There’s just a few days left to see The Butterfly Conservatory at the American Museum of Natural History—the seasonal exhibition closes May 30. While you’re visiting the exhibition, it’s easy to pick out the paper kites (Idea leuconoe) with their striking—dare we say sophisticated?—color pattern of black and white.
The species, also known as the large tree nymph and the rice paper butterfly, is a perennial at the popular live-animal exhibition, which is overseen by David Grimaldi, curator in the Division of Invertebrate Zoology. Denizens of dense forests and coastal mangrove swamps, paper kites range from Thailand to Malaysia, the Philippines, Taiwan, and Borneo.

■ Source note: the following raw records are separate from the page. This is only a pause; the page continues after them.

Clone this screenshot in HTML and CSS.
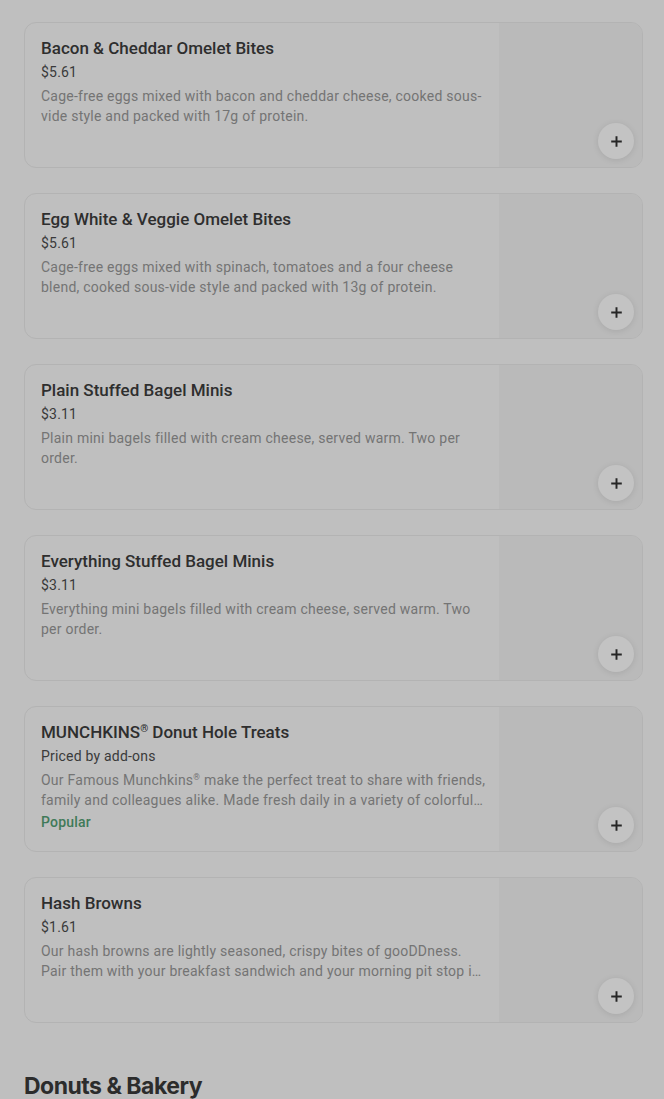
FILE: index.html
```html
<!DOCTYPE html>
<html>
<head>
<meta charset="utf-8">
<link rel="stylesheet" href="styles.css">
</head>
<body>
<main class="menu">
  <ul class="items">
    <li class="card">
      <div class="info">
        <div class="title">Bacon &amp; Cheddar Omelet Bites</div>
        <div class="price">$5.61</div>
        <div class="desc">Cage-free eggs mixed with bacon and cheddar cheese, cooked sous-vide style and packed with 17g of protein.</div>
      </div>
      <div class="thumb"><button class="add" aria-label="Add"><svg viewBox="0 0 16 16" width="13" height="13"><path d="M8 1.5v13M1.5 8h13" stroke="#262626" stroke-width="2.4"/></svg></button></div>
    </li>
    <li class="card">
      <div class="info">
        <div class="title">Egg White &amp; Veggie Omelet Bites</div>
        <div class="price">$5.61</div>
        <div class="desc">Cage-free eggs mixed with spinach, tomatoes and a four cheese blend, cooked sous-vide style and packed with 13g of protein.</div>
      </div>
      <div class="thumb"><button class="add" aria-label="Add"><svg viewBox="0 0 16 16" width="13" height="13"><path d="M8 1.5v13M1.5 8h13" stroke="#262626" stroke-width="2.4"/></svg></button></div>
    </li>
    <li class="card">
      <div class="info">
        <div class="title">Plain Stuffed Bagel Minis</div>
        <div class="price">$3.11</div>
        <div class="desc">Plain mini bagels filled with cream cheese, served warm. Two per order.</div>
      </div>
      <div class="thumb"><button class="add" aria-label="Add"><svg viewBox="0 0 16 16" width="13" height="13"><path d="M8 1.5v13M1.5 8h13" stroke="#262626" stroke-width="2.4"/></svg></button></div>
    </li>
    <li class="card">
      <div class="info">
        <div class="title">Everything Stuffed Bagel Minis</div>
        <div class="price">$3.11</div>
        <div class="desc">Everything mini bagels filled with cream cheese, served warm. Two per order.</div>
      </div>
      <div class="thumb"><button class="add" aria-label="Add"><svg viewBox="0 0 16 16" width="13" height="13"><path d="M8 1.5v13M1.5 8h13" stroke="#262626" stroke-width="2.4"/></svg></button></div>
    </li>
    <li class="card">
      <div class="info">
        <div class="title">MUNCHKINS<span class="reg">®</span> Donut Hole Treats</div>
        <div class="price">Priced by add-ons</div>
        <div class="desc">Our Famous Munchkins<span class="reg">®</span> make the perfect treat to share with friends, family and colleagues alike. Made fresh daily in a variety of colorful flavors, perfect for any occasion or celebration.</div>
        <div class="tag">Popular</div>
      </div>
      <div class="thumb"><button class="add" aria-label="Add"><svg viewBox="0 0 16 16" width="13" height="13"><path d="M8 1.5v13M1.5 8h13" stroke="#262626" stroke-width="2.4"/></svg></button></div>
    </li>
    <li class="card">
      <div class="info">
        <div class="title">Hash Browns</div>
        <div class="price">$1.61</div>
        <div class="desc">Our hash browns are lightly seasoned, crispy bites of gooDDness. Pair them with your breakfast sandwich and your morning pit stop is complete.</div>
      </div>
      <div class="thumb"><button class="add" aria-label="Add"><svg viewBox="0 0 16 16" width="13" height="13"><path d="M8 1.5v13M1.5 8h13" stroke="#262626" stroke-width="2.4"/></svg></button></div>
    </li>
  </ul>
  <h2 class="section">Donuts &amp; Bakery</h2>
</main>
</body>
</html>
```

FILE: styles.css
```css
* { box-sizing: border-box; }
html, body { margin: 0; padding: 0; }
body {
  background: #bfbfbf;
  font-family: Roboto, "Noto Sans", sans-serif;
  color: #2f2f2f;
  overflow: hidden;
}
.menu { padding: 22px 21px 0 24px; }
.items {
  list-style: none;
  margin: 0;
  padding: 0;
  display: flex;
  flex-direction: column;
  gap: 25px;
}
.card {
  display: flex;
  height: 146px;
  border: 1px solid #b3b3b3;
  border-radius: 12px;
  overflow: hidden;
  background: #bfbfbf;
}
.info {
  flex: 1;
  min-width: 0;
  padding: 13px 12px 0 16px;
}
.title {
  font-size: 17px;
  font-weight: 500;
  line-height: 24px;
  color: #2e2e2e;
}
.reg {
  font-size: 0.6em;
  vertical-align: 0.55em;
  line-height: 0;
}
.price {
  margin-top: 2px;
  font-size: 14px;
  line-height: 20px;
  letter-spacing: 0.2px;
  color: #3a3a3a;
}
.desc {
  margin-top: 4px;
  font-size: 14px;
  line-height: 20px;
  letter-spacing: 0.24px;
  color: #747474;
  display: -webkit-box;
  -webkit-line-clamp: 2;
  -webkit-box-orient: vertical;
  overflow: hidden;
}
.tag {
  margin-top: 2px;
  font-size: 14px;
  font-weight: 500;
  line-height: 20px;
  letter-spacing: 0.2px;
  color: #3f7a58;
}
.thumb {
  position: relative;
  flex: 0 0 143px;
  background: #bababa;
}
.add {
  position: absolute;
  right: 8px;
  bottom: 8px;
  width: 36px;
  height: 36px;
  border: 0;
  padding: 0;
  border-radius: 50%;
  background: #c3c3c3;
  box-shadow: 0 1px 6px rgba(0,0,0,0.10);
  display: flex;
  align-items: center;
  justify-content: center;
}
.section {
  margin: 47px 0 0 0;
  font-family: Inter, "Noto Sans", sans-serif;
  font-size: 23px;
  font-weight: 700;
  line-height: 32px;
  letter-spacing: -0.5px;
  color: #2c2c2c;
}
```
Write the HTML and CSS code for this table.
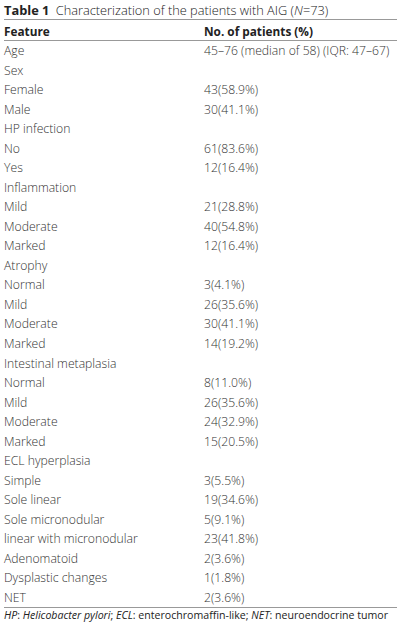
FILE: index.html
```html
<!DOCTYPE html>
<html lang="en">
<head>
    <meta charset="UTF-8">
    <meta name="viewport" content="width=device-width, initial-scale=1.0">
    <title>Table 1</title>
    <link rel="stylesheet" href="styles.css">
</head>
<body>
    <div class="caption"><b>Table 1</b> Characterization of the patients with AIG (<i>N</i>=73)</div>
    <table class="data">
        <thead>
            <tr><th>Feature</th><th>No. of patients (%)</th></tr>
        </thead>
        <tbody>
            <tr><td>Age</td><td>45–76 (median of 58) (IQR: 47–67)</td></tr>
            <tr><td>Sex</td><td></td></tr>
            <tr><td>Female</td><td>43(58.9%)</td></tr>
            <tr><td>Male</td><td>30(41.1%)</td></tr>
            <tr><td>HP infection</td><td></td></tr>
            <tr><td>No</td><td>61(83.6%)</td></tr>
            <tr><td>Yes</td><td>12(16.4%)</td></tr>
            <tr><td>Inflammation</td><td></td></tr>
            <tr><td>Mild</td><td>21(28.8%)</td></tr>
            <tr><td>Moderate</td><td>40(54.8%)</td></tr>
            <tr><td>Marked</td><td>12(16.4%)</td></tr>
            <tr><td>Atrophy</td><td></td></tr>
            <tr><td>Normal</td><td>3(4.1%)</td></tr>
            <tr><td>Mild</td><td>26(35.6%)</td></tr>
            <tr><td>Moderate</td><td>30(41.1%)</td></tr>
            <tr><td>Marked</td><td>14(19.2%)</td></tr>
            <tr><td>Intestinal metaplasia</td><td></td></tr>
            <tr><td>Normal</td><td>8(11.0%)</td></tr>
            <tr><td>Mild</td><td>26(35.6%)</td></tr>
            <tr><td>Moderate</td><td>24(32.9%)</td></tr>
            <tr><td>Marked</td><td>15(20.5%)</td></tr>
            <tr><td>ECL hyperplasia</td><td></td></tr>
            <tr><td>Simple</td><td>3(5.5%)</td></tr>
            <tr><td>Sole linear</td><td>19(34.6%)</td></tr>
            <tr><td>Sole micronodular</td><td>5(9.1%)</td></tr>
            <tr><td>linear with micronodular</td><td>23(41.8%)</td></tr>
            <tr><td>Adenomatoid</td><td>2(3.6%)</td></tr>
            <tr><td>Dysplastic changes</td><td>1(1.8%)</td></tr>
            <tr><td>NET</td><td>2(3.6%)</td></tr>
        </tbody>
    </table>
    <p class="note"><i>HP</i>: <i>Helicobacter pylori</i>; <i>ECL</i>: enterochromaffin-like; <i>NET</i>: neuroendocrine tumor</p>
</body>
</html>
```

FILE: styles.css
```css
body {
    font-family: "Open Sans", sans-serif;
    margin: 0;
    padding: 0 4px;
    color: #333;
    background: #fff;
}
.caption {
    font-size: 12.8px;
    line-height: 18px;
    font-weight: 300;
    color: #222;
    padding-top: 1px;
}
.caption b {
    font-weight: 700;
    margin-right: 3px;
}
.data {
    width: 100%;
    border-collapse: collapse;
    border-top: 1px solid #999;
    border-bottom: 1px solid #999;
    font-size: 12.2px;
}
.data th {
    text-align: left;
    vertical-align: bottom;
    font-size: 11.8px;
    font-weight: 700;
    color: #222;
    height: 19px;
    padding: 0 0 1px;
    border-bottom: 1px solid #999;
}
.data td {
    font-weight: 300;
    height: 19.52px;
    padding: 0;
    white-space: nowrap;
}
.data th:first-child, .data td:first-child {
    width: 200px;
}
.note {
    margin: 0;
    font-size: 10.6px;
    line-height: 13px;
    padding-top: 1px;
    color: #222;
}
```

Their large wings—spanning up to 4.5 inches—allow them to glide, even sail through their habitat. While the wings are somewhat yellowish toward the body, the highly recognizable black and white markings may serve a protective purpose: warning off predators familiar with the species’ unpleasant taste, caused by a toxin called danaidone that is passed by the male to the female during mating.
“It is very likely that they do advertise themselves,” says Dr. Grimaldi, noting, however, that more typically animals that are warningly colored (aposematic) tend to have red, yellow, and black in a banded pattern, as seen in various insects, frogs, snakes, and butterflies.